現在までにプロトコールDの評価が徐々にわかってきており、

  1. ① 腫瘍径が1㎝以内であること
  2. ② 腫瘍数が5カ所以内であること
  3. ③ 1回目の治療の腫瘍消失率は50%前後であること
  4. ④ その後効果が不十分な場合は、追加免疫が必要になること

など、免疫療法のみでの力の範囲が見えてきました。

プロトコールA/B/Cの
臨床効果

HITVは標準治療との併用において、腫瘍のワクチン化を図り、それによって誘導されたCTLで血液中の腫瘍細胞の浄化を進めることで、その後の新病巣を出さないことが最大の使命と言えます。

臨床効果は体内全体の腫瘍数、最大腫瘍径、抗がん剤と放射線治療との併用の可否、などにより結果が大きく左右されます(表)。

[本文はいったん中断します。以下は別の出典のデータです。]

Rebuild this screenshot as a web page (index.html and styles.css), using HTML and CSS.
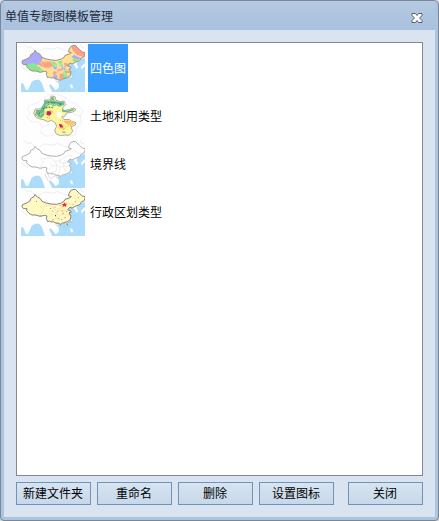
FILE: index.html
```
<!DOCTYPE html>
<html lang="zh-CN">
<head>
<meta charset="utf-8">
<title>单值专题图模板管理</title>
<link rel="stylesheet" href="styles.css">
</head>
<body>
<svg class="defs" aria-hidden="true">
  <defs>
    <path id="china" d="M24 68 25 62 38 57 48 51 50 44 60 38 63 31 70 39 78 43 84 52 96 57 112 60 128 61 142 57 150 52 153 46 166 42 172 38 164 36 165 28 172 18 184 16 196 28 205 36 214 38 211 50 203 53 197 62 186 66 174 72 168 69 161 77 168 80 172 83 165 87 171 96 169 106 160 113 146 117 140 121 132 117 126 118 118 113 111 114 106 111 101 113 97 103 99 96 92 94 78 97 66 93 54 93 45 88 38 80 39 74 28 74Z"/>
    <clipPath id="chinaClip"><use href="#china"/></clipPath>
    <g id="base">
      <rect x="21" y="12" width="192" height="144" fill="#fefefe"/>
      <path fill="none" stroke="#e4e4e4" stroke-width="2" d="M30 13 38 22 52 20 60 30M72 40 82 30 94 24 118 28 130 22 150 30 164 34M198 12 202 22 213 24M22 78 32 90 42 94"/>
      <path fill="#abdcfb" d="M213 54 202 56 190 67 187 72 193 82 187 86 181 74 174 71 167 70 162 77 171 82 167 88 172 98 168 108 157 115 144 118 133 119 126 122 135 132 134 144 125 151 118 142 109 133 105 137 111 148 114 156 213 156ZM21 129 29 132 35 149 43 149 53 125 64 119 75 119 82 126 87 139 93 156 21 156Z"/>
      <path fill="#fff" stroke="#ddd" d="M203 78 213 69 213 78 205 86 200 85ZM171 107 174 104 173 113 170 114ZM168 134 174 133 178 145 171 145Z"/>
      <path fill="#fff" stroke="#ccc" stroke-width="1.5" d="M125 121 132 119 133 123 128 125Z"/>
      <path fill="none" stroke="#79c4ef" stroke-width="2" stroke-dasharray="3 7" d="M181 94 170 122 158 132 151 150 138 154"/>
    </g>
    <path id="provinces" fill="none" stroke-width="1.5" d="M78 65 88 77 78 97M88 68 109 63 119 75 137 75 151 65 162 57 176 61M106 80 115 91 129 88 138 94 151 90 163 92M123 75 129 88 127 104 111 110M138 94 136 110M151 73 148 90 156 111M138 70 137 80 149 82 167 78M114 91 104 101M180 43 193 51 202 53"/>
  </defs>
</svg>
<main class="window">
  <header class="titlebar">
    <h1>单值专题图模板管理</h1>
    <svg class="close" viewBox="0 0 12 10" role="img" aria-label="关闭">
      <path d="M1 .5H4.5L6 2.5 7.5.5H11V2.5L8.5 5 11 7.5V9.5H7.5L6 7.5 4.5 9.5H1V7.5L3.5 5 1 2.5Z"/>
    </svg>
  </header>
  <section class="content">
    <ul class="list">
      <li class="item selected">
        <svg class="thumb" viewBox="21 12 192 144">
          <use href="#base"/>
          <g clip-path="url(#chinaClip)">
            <rect x="21" y="12" width="192" height="144" fill="#ffe28f"/>
            <path fill="#aaa9fb" d="M20 30H76L86 55 78 74H20ZM115 74H126L131 86 121 90ZM181 44 204 55 190 60 172 51ZM143 79H154V91H143ZM118 103 131 107 128 119H115Z"/>
            <path fill="#8ae691" d="M35 72 60 70 80 84 91 94 78 101 48 97ZM108 64 122 66 132 76 122 81 106 75ZM133 65 143 61 146 78 137 82ZM151 87 162 90 158 101 147 98ZM145 103 157 100 162 114 145 118ZM180 53 192 58 186 67 174 62Z"/>
            <path fill="#ff9f87" d="M76 66 108 63 116 78 105 84 86 82 74 74ZM172 18 188 14 216 38 211 52 188 44 176 31ZM150 68 166 72 169 80 151 80ZM128 88 143 86 144 93 129 95ZM119 93 131 97 128 106 116 103ZM134 103 148 99 147 115 138 119ZM157 91 172 92 170 99 158 99Z"/>
            <use href="#provinces" stroke="#f5e6ba"/>
          </g>
          <use href="#china" fill="none" stroke="#9b918e" stroke-width="3"/>
        </svg>
        <span class="label">四色图</span>
      </li>
      <li class="item">
        <svg class="thumb" viewBox="21 6 192 144">
          <rect x="21" y="6" width="192" height="144" fill="#fefefe"/>
          <path fill="none" stroke="#e9e9e9" stroke-width="2" d="M40 53 52 44 71 39 88 24 104 15 129 13 154 21 166 34 188 42 207 62 198 78 202 99 187 114 185 133 168 139M40 53 47 70 39 84 57 96 72 94 86 111 79 128 99 139 123 135M154 21 150 40 170 50 180 73 202 78M86 111 105 103"/>
          <path fill="#fff69a" stroke="#aaa" stroke-width="3" d="M59 71 64 57 79 57 93 41 91 30 107 30 112 18 123 20 126 31 139 35 150 33 155 44 147 52 145 62 156 61 169 57 180 54 186 59 176 66 158 69 152 79 144 81 150 89 166 88 173 94 186 98 184 105 171 110 176 124 166 136 151 135 139 137 126 131 122 120 128 109 124 99 113 91 101 95 91 90 79 87 67 83Z"/>
          <path fill="#6dbb8d" d="M94 31 108 32 112 22 119 22 122 33 140 36 149 35 151 44 136 50 128 45 117 50 110 43 101 47 91 58 91 75 82 84 72 80 63 76 67 60 79 60ZM145 57 158 62 178 57 181 61 160 67 145 66Z"/>
          <path fill="none" stroke="#c8e69c" stroke-width="3" d="M72 67 81 74 88 67M94 47 106 38 118 46 131 39M66 74 73 78M112 28 117 34"/>
          <path fill="none" stroke="#35845b" stroke-width="4" stroke-dasharray="5 4" d="M75 67 76 77M101 38 122 38 145 43M87 57 102 51 116 53"/>
          <path fill="#fff" d="M129 66H141L144 76 137 84 127 80Z"/>
          <path fill="#ffc36c" d="M98 65 111 60 118 66 108 68 102 76 94 75ZM150 93 162 91 182 97 184 103 166 106 156 101ZM136 98 143 106 156 116 148 118 140 110Z"/>
          <path fill="none" stroke="#f36c3c" stroke-width="2" stroke-dasharray="3 4" d="M94 67 112 63 120 70M99 82 112 87M138 90 148 94 167 96M145 101 154 111 171 106M134 114 151 119"/>
          <path fill="#c5275d" d="M99 64H108L113 70 107 77 98 74ZM134 103H143L148 111 139 113Z"/>
          <path fill="#63c9e9" d="M124 41H135V46H124ZM145 124 155 125 154 130 145 128Z"/>
        </svg>
        <span class="label">土地利用类型</span>
      </li>
      <li class="item">
        <svg class="thumb" viewBox="21 12 192 144">
          <use href="#base"/>
          <use href="#china" fill="#fefefe"/>
          <use href="#provinces" stroke="#ddd"/>
          <use href="#china" fill="none" stroke="#b0b0b0" stroke-width="3"/>
          <path fill="none" stroke="#ccc" stroke-width="2" d="M100 112 109 128 117 123 123 119M93 112 96 123 104 136"/>
        </svg>
        <span class="label">境界线</span>
      </li>
      <li class="item">
        <svg class="thumb" viewBox="21 12 192 144">
          <use href="#base"/>
          <use href="#china" fill="#fffac4"/>
          <use href="#provinces" stroke="#e5dda9"/>
          <use href="#china" fill="none" stroke="#85837a" stroke-width="3"/>
          <path fill="#f27770" d="M66 51h3v3h-3zM77 94h3v3h-3zM108 72h3v3h-3zM121 68h3v3h-3zM115 80h3v3h-3zM130 80h3v3h-3zM143 79h3v3h-3zM145 87h3v3h-3zM157 81h3v3h-3zM165 91h3v3h-3zM152 99h3v3h-3zM142 105h3v3h-3zM131 102h3v3h-3zM115 106h3v3h-3zM126 116h3v3h-3zM150 115h3v3h-3zM176 61h3v3h-3zM183 52h3v3h-3zM191 40h3v3h-3zM137 63h3v3h-3zM169 111h3v3h-3z"/>
          <path fill="#ef2929" d="M150 55 154 59H160L156 63 157 69 151 66 145 69 147 63 142 60H149Z"/>
          <path fill="none" stroke="#d59a44" stroke-width="3" stroke-dasharray="2 9" d="M174 72 168 108 164 124 150 128 134 124"/>
          <path fill="#594f44" d="M123 93h3v4h-3zM166 85h3v3h-3zM158 119h3v3h-3z"/>
        </svg>
        <span class="label">行政区划类型</span>
      </li>
    </ul>
    <footer class="actions">
      <button>新建文件夹</button>
      <button>重命名</button>
      <button>删除</button>
      <button>设置图标</button>
      <button class="dismiss">关闭</button>
    </footer>
  </section>
</main>
</body>
</html>
```

FILE: styles.css
```
* { box-sizing: border-box; }

body {
  margin: 0;
  background: #dcd5df;
  font: 12px/16px "Noto Sans CJK SC", sans-serif;
  color: #000;
}

.defs { position: absolute; width: 0; height: 0; }

.window {
  height: 521px;
  display: flex;
  flex-direction: column;
  padding: 0 3px 3px;
  border: 1px solid #7b8794;
  border-radius: 5px 5px 4px 4px;
  background: #abc4e0;
  overflow: hidden;
}

.titlebar {
  height: 29px;
  flex: none;
  display: flex;
  align-items: center;
  justify-content: space-between;
  padding: 0 12px 0 1px;
  background: linear-gradient(#b5c9e1, #a9c1de);
}

h1 {
  margin: 0;
  font-size: 12px;
  font-weight: 400;
  color: #1e2c40;
}

.close {
  width: 12px;
  height: 10px;
  margin-top: 4px;
  fill: #fff;
  stroke: #536071;
}

.content {
  flex: 1;
  display: flex;
  flex-direction: column;
  padding: 12px 12px 12px;
  background: #dae4f0;
}

.list {
  height: 434px;
  flex: none;
  margin: 0;
  padding: 1px 4px;
  list-style: none;
  background: #fff;
  border: 1px solid #828790;
}

.item {
  height: 48px;
  display: flex;
  align-items: stretch;
  gap: 3px;
}

.thumb { width: 64px; height: 48px; flex: none; }

.label {
  display: flex;
  align-items: center;
  padding: 0 2px;
}

.selected .label { background: #3399ff; color: #fff; }

.actions { display: flex; gap: 6px; margin-top: 6px; }

button {
  width: 75px;
  height: 23px;
  padding: 0 1px 2px 0;
  border: 1px solid #6e93bd;
  background: linear-gradient(#d7e4f1, #c7d8e9);
  font: inherit;
  color: inherit;
}

.dismiss { margin-left: auto; }
```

適応範囲内での結果は良好です。3年生存率は70%前後で、3年までに再発がなければ、その後の再発を認めていません(図3)。

表 HITV の適応と非適応(腫瘍数と腫瘍径)

化学療法 放射線治療 適応
未治療 未治療 ●腫瘍数  ≤ 10
●腫瘍径  ≤ 5cm
耐性化 未治療 ●腫瘍数  ≤ 5
●腫瘍径  ≤ 3cm
未治療 耐性化 ●腫瘍数  ≤ 5
●腫瘍径  ≤ 3cm
耐性化 耐性化 ●適応なし

図3 プロトコール(A/B/C)による生存率 (A/B/C)

図3

まとめ

上記の結果をまとめると、第Ⅳ期或いは再発がんに対しての治療計画を立てる上では、腫瘍のワクチン化が大切で、〝免疫療法は、がん治療の最後ではなく、最初に行うべきである〞と言われる所以です。今後、樹状細胞の腫瘍内投与をもっと身近なものにするため、数年前から早稲田大学工学部と共同で穿刺ロボットの開発に向けて取り組んでいます。2005年に頭頸部がん再発で最初の治癒例を経験した時から、有効なプロトコールの作成について悩んできましたが、いまようやくその内容が見えてきたように感じます。

日本国内においては、再生医療法に準じて診療を行なっておりますが、海外ではマレーシアでの臨床試験を始め共同研究の輪を広げています。

参考文献
⑴ Hasumi, K. et al. Cancers2011, 3,2223 - 2242; doi:10.3390/cancers3022223
⑵ Hasumi, K. et al. Oncolmmunology2013;2 : e26381; http://dx.do i.org/10.4161/ onci.26381
⑶ Mann, D.L. et al. CancerVaccines: Ann. N.Y. Acad. Sci.1174: 41 - 50(2009).doi: 10.1111/i.1749-6632.2009.04934.x ©2009New York Academy of Sciences.
※当記事は『総合医療でがんに克つ』2023年1月号(株式会社クリピュア)掲載の寄稿原稿を編集・転載したものです。